Dorothy R. Diebold Professor of Linguistics and Professor of Psychology and Cognitive Science

Steve Anderson, B.S. Illinois Institute of Technology, Ph.D. MIT, faculty member at Yale since 1994, after teaching at Harvard, UCLA, and Johns Hopkins: You are a renaissance linguist, fascinated with tout ce qui touche à la langue. Unique among leaders in the field, your career has been marked by continuing fundamental contributions across the areas of language science, including phonology, syntax, and especially morphology. With characteristic scholarship and precision, your work has shaped current understanding of linguistic structure, teaching us, among much else, that phonological rules can be locally ordered, that morphology is amorphous and word-based, and that clitics (and maybe even Germanic verbs) are optimal.
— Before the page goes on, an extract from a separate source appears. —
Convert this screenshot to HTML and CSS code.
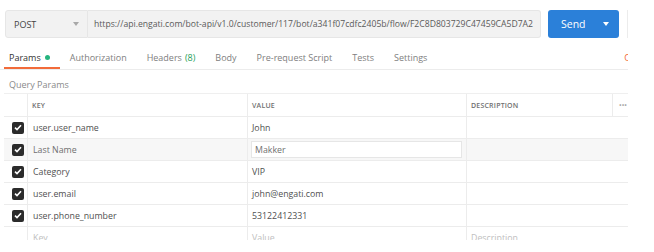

Your oeuvre compellingly demonstrates the importance of broadening the empirical range of linguistic investigation. You have extended the frontiers of modern linguistics to the islands of Scandinavia, the mountains of Grisons, and the Northwest Caucasus, and your voyages among the Celts of Brittany and the Kwakiutl of the Pacific Northwest have opened our eyes to the range of linguistic diversity and the profound unity of natural language. Your exploration of how the world’s languages can be counted has clarified the nature of language itself and demonstrated the parallelism between linguistic and biological evolution. You have been a powerful champion of the Chomskian program, where linguistics is the study of the human cognitive capacity for language. Your commitment to this enterprise has led you to argue that, however lovely Hugh Lofting’s story (thanks perhaps to its Connecticut provenance), Dr. Dolittle’s purported ability to talk to the animals must have been a delusion, a disappointing outcome for you, no doubt, given your love for members of the animal kingdom.
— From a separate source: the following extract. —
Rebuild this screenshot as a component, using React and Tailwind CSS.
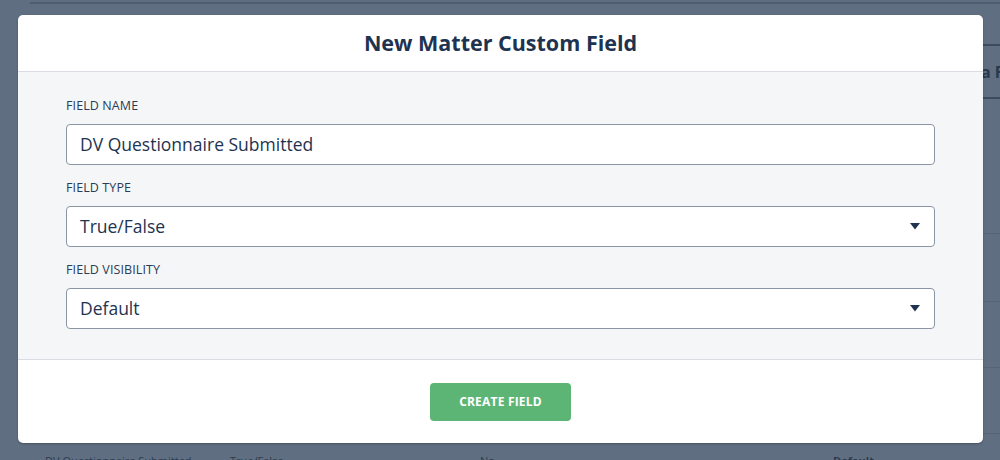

Matters historical have long been a concern of yours. Your magisterial history of phonology in the twentieth century remains the standard source. Your study of diachrony demonstrates how processes of language change can shape linguistic patterns, removing explanatory burden from the cognitive capacity and facilitating the development of a biological theory of language evolution. Linguists, psychologists, and scientists have lauded your contributions, granting you fellowship in the American Academy of Arts and Sciences, the American Association for the Advancement of Science, the Association for Psychological Science, and the Linguistic Society of America.

You have contributed immensely to professional organizations promoting language science. You served the LSA at a crucial time in its development, including an unprecedented two consecutive terms as president. You guided the society back to a healthy administrative state and helped to establish the twenty-first-century agora for open access publication that is flourishing today. For this excellent work, the LSA recognized you with its highest honor, its Lifetime Service Award. Your energy has likewise been shared with linguists across the world, whom you served as vice president of the Permanent International Committee of Linguists. You have advocated for the representation of linguistics among the sciences, working to establish and serving as chair of Section Z of the AAAS.

Your arrival in 1994 came at a delicate time for Linguistics at Yale. Through enlightened guidance and administrative wizardry, you fashioned a department that is thoroughly modern in its focus, but distinctively attentive to the field’s (and the department’s) rich intellectual heritage. You were instrumental in the creation of Yale’s Cognitive Science program. Your colleagues are grateful for your years of leadership as chair, and as we look to a future, sadly without you, your broad-ranging conception of the field will never be far from our thoughts.